Your goal:
Return the lines where the word "this" occurs.

────────────────────

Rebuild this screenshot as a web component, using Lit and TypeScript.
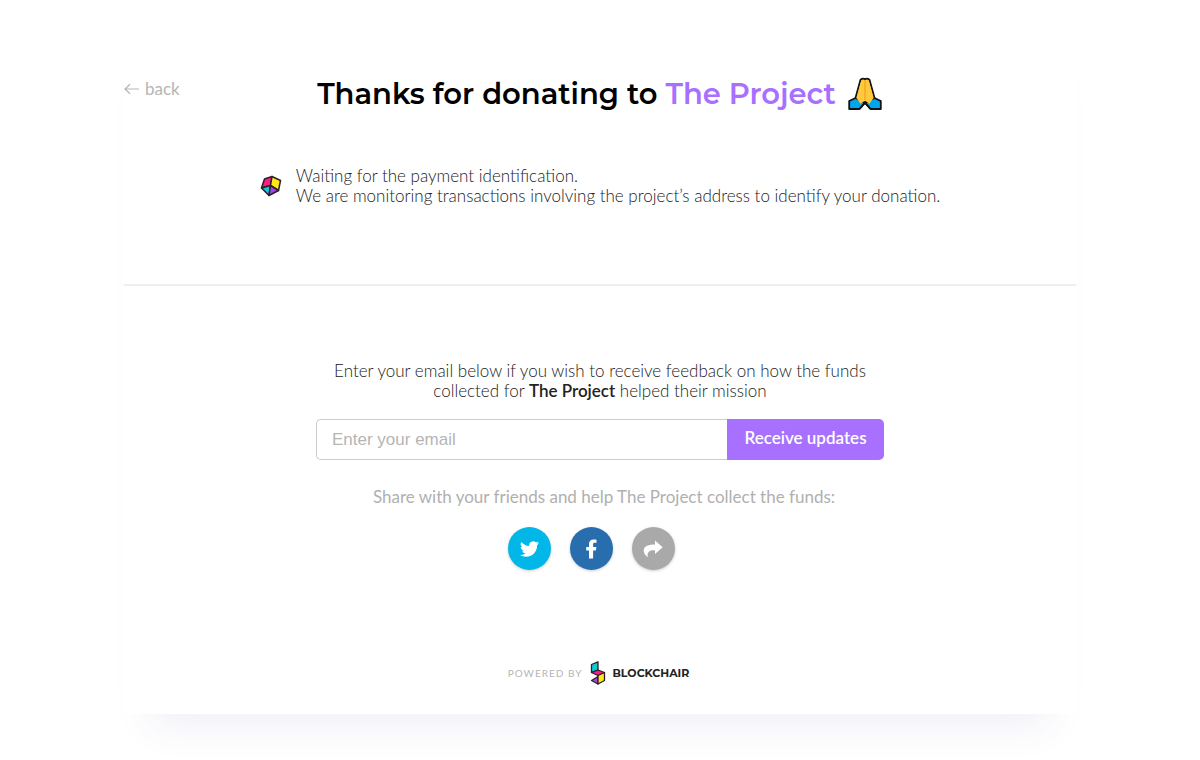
import { LitElement, html, css } from "lit";
import { customElement, state } from "lit/decorators.js";

@customElement("app-root")
class AppRoot extends LitElement {
  static styles = css`
    :host {
      display: block;
      background: #fff;
      color: #222;
      font: 300 17px/20px Lato, "Open Sans", sans-serif;
    }
    .card {
      box-sizing: border-box;
      width: calc(100% - 48px);
      max-width: 952px;
      margin: 0 auto 46px;
      padding-bottom: 29px;
      background: #fff;
      box-shadow: 0 38px 38px -28px rgba(75, 65, 150, 0.09);
    }
    .top {
      display: grid;
      grid-template-columns: 1fr auto 1fr;
      padding-top: 74px;
    }
    .back {
      display: flex;
      align-items: center;
      gap: 6px;
      height: 29px;
      justify-self: start;
      color: #b5b5b5;
      font-weight: 400;
      text-decoration: none;
    }
    h1 {
      display: flex;
      align-items: center;
      gap: 11px;
      margin: 0;
      color: #000;
      font: 600 29px/39px Montserrat, Inter, sans-serif;
    }
    .accent {
      color: #a770ff;
    }
    .status {
      display: flex;
      justify-content: center;
      align-items: center;
      gap: 14px;
      padding: 53px 0 78px;
    }
    .status p {
      margin: 0;
    }
    hr {
      margin: 0;
      border: 0;
      border-top: 2px solid #eee;
    }
    .signup {
      display: flex;
      flex-direction: column;
      max-width: 568px;
      margin: 0 auto;
      padding-top: 75px;
      text-align: center;
    }
    .lead {
      padding: 0 16px;
    }
    .lead b {
      font-weight: 600;
    }
    .field {
      display: flex;
      height: 41px;
      margin-top: 18px;
    }
    input {
      box-sizing: border-box;
      flex: 1;
      min-width: 0;
      padding: 0 15px;
      border: 1px solid #ccc;
      border-right: 0;
      border-radius: 5px 0 0 5px;
      color: #333;
      background: #fff;
      font: 400 17px "Liberation Sans", sans-serif;
    }
    input::placeholder {
      color: #b5b5b5;
      opacity: 1;
    }
    .send {
      width: 157px;
      padding: 0 0 4px;
      border: 0;
      border-radius: 0 5px 5px 0;
      background: #a770ff;
      color: #fff;
      font: 600 17px/20px Lato, sans-serif;
    }
    .share {
      margin: 27px 0 0 8px;
      color: #b0b0b0;
      font-weight: 400;
    }
    .social {
      display: flex;
      justify-content: center;
      gap: 19px;
      margin: 20px 18px 0 0;
    }
    .round {
      width: 43px;
      height: 43px;
      padding: 0;
      border: 0;
      border-radius: 50%;
      display: grid;
      place-items: center;
      box-shadow: 0 1px 3px rgba(0, 0, 0, 0.2);
    }
    .twitter {
      background: #00b7e8;
    }
    .facebook {
      background: #286eae;
    }
    .forward {
      background: #a9a9a9;
    }
    footer {
      display: flex;
      justify-content: center;
      align-items: center;
      margin-top: 91px;
      padding-right: 3px;
      color: #b5b5b5;
      font: 400 10px/24px Lato, sans-serif;
      letter-spacing: 1px;
    }
    .brand {
      display: flex;
      align-items: center;
      gap: 6px;
      margin-left: 8px;
      color: #222;
      font: 700 11px/24px Montserrat, Inter, sans-serif;
      letter-spacing: 0;
      text-decoration: none;
    }
    svg {
      display: block;
      flex: none;
    }
  `;

  @state() private email = "";

  render() {
    return html`
      <main class="card">
        <header class="top">
          <a class="back" href="#">
            <svg width="15" height="12" viewBox="0 0 15 12" fill="none" stroke="#b5b5b5" stroke-width="1.2">
              <path d="M15 6H1M6 1.2L1 6l5 4.8" />
            </svg>
            back
          </a>
          <h1>
            <span>Thanks for donating to <span class="accent">The Project</span></span>
            <svg width="36" height="36" viewBox="0 0 36 36" role="img" aria-label="Folded hands" stroke="#111" stroke-width="1.8" stroke-linejoin="round">
              <path d="M13.500 3.700Q15.800 2.100 18 3.100q2.200-1 4.500.6L27.500 22 23 31 18 26 13 31 8.500 22z" fill="#ffc83d" />
              <path d="M8.500 22L2.200 25V33H12.500L18 27z" fill="#00a6ed" />
              <path d="M27.500 22L33.800 25V33H23.500L18 27z" fill="#00a6ed" />
              <path d="M14.200 4.500h7.600L26.600 22 22.500 27.800 18 24.500 13.500 27.800 9.400 22z" fill="#ffc83d" stroke="none" />
              <path d="M18 4v20" stroke="#f0a623" stroke-width="1.300" />
              <path d="M12.500 33L18 26.500l5.500 6.500" fill="none" />
            </svg>
          </h1>
        </header>

        <section class="status" role="status">
          <svg width="22" height="22" viewBox="0 0 22 22" stroke="#2b2026" stroke-width="1.500" stroke-linejoin="round">
            <path d="M4.500 4L12 1.500 10.500 10.500 1.500 13z" fill="#ff1989" />
            <path d="M12 1.500L20.500 5.500 18.500 15.500 10.500 10.500z" fill="#ffe817" />
            <path d="M10.500 10.500L9 20.500 1.500 13z" fill="#10c9d5" />
            <path d="M10.500 10.500L18.500 15.500 9 20.500z" fill="#a344e5" />
          </svg>
          <p>
            Waiting for the payment identification.<br />
            We are monitoring transactions involving the project’s address to identify your donation.
          </p>
        </section>

        <hr />

        <section class="signup">
          <label class="lead" for="email">
            Enter your email below if you wish to receive feedback on how the funds collected for
            <b>The Project</b> helped their mission
          </label>
          <form class="field" @submit=${(e: Event) => e.preventDefault()}>
            <input
              id="email"
              type="email"
              placeholder="Enter your email"
              .value=${this.email}
              @input=${(e: Event) => (this.email = (e.target as HTMLInputElement).value)}
            />
            <button class="send" type="submit">Receive updates</button>
          </form>
          <p class="share">Share with your friends and help The Project collect the funds:</p>
          <div class="social">
            <button class="round twitter" aria-label="Share on Twitter">
              <svg width="19" height="20" viewBox="0 0 24 24" fill="#fff">
                <path d="M23.950 4.570a10 10 0 0 1-2.820.770 4.960 4.960 0 0 0 2.160-2.720c-.950.550-2 .950-3.130 1.180a4.920 4.920 0 0 0-8.380 4.480C7.690 8.100 4.070 6.130 1.640 3.160a4.920 4.920 0 0 0 1.520 6.570 4.900 4.900 0 0 1-2.230-.610v.060a4.920 4.920 0 0 0 3.950 4.830 5 5 0 0 1-2.210.080 4.940 4.940 0 0 0 4.600 3.420A9.870 9.870 0 0 1 0 19.540a13.990 13.990 0 0 0 7.550 2.210c9.050 0 14-7.500 14-13.980 0-.210 0-.420-.020-.630a9.940 9.940 0 0 0 2.460-2.550z" />
              </svg>
            </button>
            <button class="round facebook" aria-label="Share on Facebook">
              <svg width="11" height="20" viewBox="0 0 11 20" fill="#fff">
                <path d="M3 19.500V11.500H.2V8H3V5C3 2 4.700.5 7.500.5c1.300 0 3 .2 3 .2v3H8.800C7.400 3.700 7.100 4.400 7.100 5.200V8h3.300l-.5 3.500H7.100v8z" />
              </svg>
            </button>
            <button class="round forward" aria-label="Share">
              <svg width="20" height="18" viewBox="0 0 20 18" fill="#fff">
                <path d="M12 .6L19.700 7.300 12 14V10.200C7 10 3.800 11.400 4.700 17.300 1.800 15.200.5 12.400.7 10 1.100 6 6 4.500 12 4.400z" />
              </svg>
            </button>
          </div>
        </section>

        <footer>
          <span>POWERED BY</span>
          <a class="brand" href="#">
            <svg width="16" height="24" viewBox="0 0 16 24" stroke="#2b2026" stroke-width="1.300" stroke-linejoin="round">
              <path d="M1.500 3.500L8 .8V9L1.500 11.500z" fill="#10c9d5" />
              <path d="M1.500 11.500L8 9 14.500 11.500 8 14.500z" fill="#ff1989" />
              <path d="M1.500 19.500L8 15.500V23z" fill="#a344e5" />
              <path d="M8 14.500l6.500-3v8L8 23z" fill="#ffe817" />
            </svg>
            BLOCKCHAIR
          </a>
        </footer>
      </main>
    `;
  }
}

────────────────────

The result:
Rebuild this screenshot as a web component, using Lit and TypeScript.
              .value=${this.email}
              @input=${(e: Event) => (this.email = (e.target as HTMLInputElement).value)}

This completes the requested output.